● **DATASET EXTRACT**
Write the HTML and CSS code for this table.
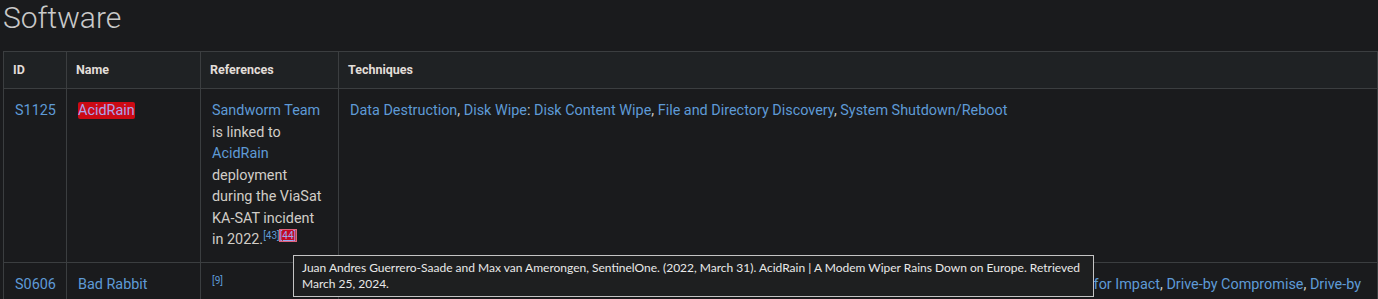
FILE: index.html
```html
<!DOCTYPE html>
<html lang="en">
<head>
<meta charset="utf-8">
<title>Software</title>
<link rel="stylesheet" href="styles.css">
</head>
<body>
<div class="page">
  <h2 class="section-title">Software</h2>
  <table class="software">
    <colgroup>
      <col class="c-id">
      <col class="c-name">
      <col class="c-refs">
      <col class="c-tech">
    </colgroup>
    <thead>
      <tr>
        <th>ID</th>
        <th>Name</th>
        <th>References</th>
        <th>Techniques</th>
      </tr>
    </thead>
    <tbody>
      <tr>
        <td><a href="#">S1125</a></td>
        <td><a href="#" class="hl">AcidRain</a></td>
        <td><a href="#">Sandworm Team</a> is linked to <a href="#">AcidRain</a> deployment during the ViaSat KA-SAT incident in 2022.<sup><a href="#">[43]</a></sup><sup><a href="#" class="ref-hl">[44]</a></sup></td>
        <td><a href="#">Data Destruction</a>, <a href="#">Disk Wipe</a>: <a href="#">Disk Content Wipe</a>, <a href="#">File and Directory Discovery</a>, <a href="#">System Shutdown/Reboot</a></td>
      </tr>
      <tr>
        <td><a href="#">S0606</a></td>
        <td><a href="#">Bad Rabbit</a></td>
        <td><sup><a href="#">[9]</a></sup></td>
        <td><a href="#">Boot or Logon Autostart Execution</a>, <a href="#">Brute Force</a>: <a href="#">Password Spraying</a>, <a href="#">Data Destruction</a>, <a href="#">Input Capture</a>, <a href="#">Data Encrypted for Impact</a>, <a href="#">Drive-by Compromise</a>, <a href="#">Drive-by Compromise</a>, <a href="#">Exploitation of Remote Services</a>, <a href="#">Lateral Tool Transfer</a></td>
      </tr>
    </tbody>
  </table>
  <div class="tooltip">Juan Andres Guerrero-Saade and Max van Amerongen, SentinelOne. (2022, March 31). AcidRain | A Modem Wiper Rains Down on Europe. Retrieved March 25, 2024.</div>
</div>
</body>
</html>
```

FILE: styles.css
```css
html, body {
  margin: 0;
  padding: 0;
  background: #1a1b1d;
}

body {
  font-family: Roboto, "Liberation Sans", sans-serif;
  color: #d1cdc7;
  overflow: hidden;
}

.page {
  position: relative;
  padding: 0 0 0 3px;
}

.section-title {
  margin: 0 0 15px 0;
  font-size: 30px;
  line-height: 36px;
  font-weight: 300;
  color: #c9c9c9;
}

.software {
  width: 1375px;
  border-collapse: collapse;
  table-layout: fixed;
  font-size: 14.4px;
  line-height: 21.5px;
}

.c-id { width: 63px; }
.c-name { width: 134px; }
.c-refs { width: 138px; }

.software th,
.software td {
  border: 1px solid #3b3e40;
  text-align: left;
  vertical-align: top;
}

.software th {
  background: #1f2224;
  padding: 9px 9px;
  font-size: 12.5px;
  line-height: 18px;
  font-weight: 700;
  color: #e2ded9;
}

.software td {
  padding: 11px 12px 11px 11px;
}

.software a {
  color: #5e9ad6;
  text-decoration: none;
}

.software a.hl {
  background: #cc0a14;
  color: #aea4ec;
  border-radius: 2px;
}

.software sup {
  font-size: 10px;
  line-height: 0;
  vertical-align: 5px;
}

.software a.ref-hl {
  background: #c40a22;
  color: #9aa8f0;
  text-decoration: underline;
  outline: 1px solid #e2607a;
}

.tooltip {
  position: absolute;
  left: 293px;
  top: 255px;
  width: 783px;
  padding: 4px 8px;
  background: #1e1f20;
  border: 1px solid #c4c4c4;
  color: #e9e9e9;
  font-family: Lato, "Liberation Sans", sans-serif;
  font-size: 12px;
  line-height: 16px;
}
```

● **SHORT TASK**
Print the listing above in full, exactly as written. Omit any pictures.

● **EXPECTED ANSWER**
Write the HTML and CSS code for this table.
FILE: index.html
```html
<!DOCTYPE html>
<html lang="en">
<head>
<meta charset="utf-8">
<title>Software</title>
<link rel="stylesheet" href="styles.css">
</head>
<body>
<div class="page">
  <h2 class="section-title">Software</h2>
  <table class="software">
    <colgroup>
      <col class="c-id">
      <col class="c-name">
      <col class="c-refs">
      <col class="c-tech">
    </colgroup>
    <thead>
      <tr>
        <th>ID</th>
        <th>Name</th>
        <th>References</th>
        <th>Techniques</th>
      </tr>
    </thead>
    <tbody>
      <tr>
        <td><a href="#">S1125</a></td>
        <td><a href="#" class="hl">AcidRain</a></td>
        <td><a href="#">Sandworm Team</a> is linked to <a href="#">AcidRain</a> deployment during the ViaSat KA-SAT incident in 2022.<sup><a href="#">[43]</a></sup><sup><a href="#" class="ref-hl">[44]</a></sup></td>
        <td><a href="#">Data Destruction</a>, <a href="#">Disk Wipe</a>: <a href="#">Disk Content Wipe</a>, <a href="#">File and Directory Discovery</a>, <a href="#">System Shutdown/Reboot</a></td>
      </tr>
      <tr>
        <td><a href="#">S0606</a></td>
        <td><a href="#">Bad Rabbit</a></td>
        <td><sup><a href="#">[9]</a></sup></td>
        <td><a href="#">Boot or Logon Autostart Execution</a>, <a href="#">Brute Force</a>: <a href="#">Password Spraying</a>, <a href="#">Data Destruction</a>, <a href="#">Input Capture</a>, <a href="#">Data Encrypted for Impact</a>, <a href="#">Drive-by Compromise</a>, <a href="#">Drive-by Compromise</a>, <a href="#">Exploitation of Remote Services</a>, <a href="#">Lateral Tool Transfer</a></td>
      </tr>
    </tbody>
  </table>
  <div class="tooltip">Juan Andres Guerrero-Saade and Max van Amerongen, SentinelOne. (2022, March 31). AcidRain | A Modem Wiper Rains Down on Europe. Retrieved March 25, 2024.</div>
</div>
</body>
</html>
```

FILE: styles.css
```css
html, body {
  margin: 0;
  padding: 0;
  background: #1a1b1d;
}

body {
  font-family: Roboto, "Liberation Sans", sans-serif;
  color: #d1cdc7;
  overflow: hidden;
}

.page {
  position: relative;
  padding: 0 0 0 3px;
}

.section-title {
  margin: 0 0 15px 0;
  font-size: 30px;
  line-height: 36px;
  font-weight: 300;
  color: #c9c9c9;
}

.software {
  width: 1375px;
  border-collapse: collapse;
  table-layout: fixed;
  font-size: 14.4px;
  line-height: 21.5px;
}

.c-id { width: 63px; }
.c-name { width: 134px; }
.c-refs { width: 138px; }

.software th,
.software td {
  border: 1px solid #3b3e40;
  text-align: left;
  vertical-align: top;
}

.software th {
  background: #1f2224;
  padding: 9px 9px;
  font-size: 12.5px;
  line-height: 18px;
  font-weight: 700;
  color: #e2ded9;
}

.software td {
  padding: 11px 12px 11px 11px;
}

.software a {
  color: #5e9ad6;
  text-decoration: none;
}

.software a.hl {
  background: #cc0a14;
  color: #aea4ec;
  border-radius: 2px;
}

.software sup {
  font-size: 10px;
  line-height: 0;
  vertical-align: 5px;
}

.software a.ref-hl {
  background: #c40a22;
  color: #9aa8f0;
  text-decoration: underline;
  outline: 1px solid #e2607a;
}

.tooltip {
  position: absolute;
  left: 293px;
  top: 255px;
  width: 783px;
  padding: 4px 8px;
  background: #1e1f20;
  border: 1px solid #c4c4c4;
  color: #e9e9e9;
  font-family: Lato, "Liberation Sans", sans-serif;
  font-size: 12px;
  line-height: 16px;
}
```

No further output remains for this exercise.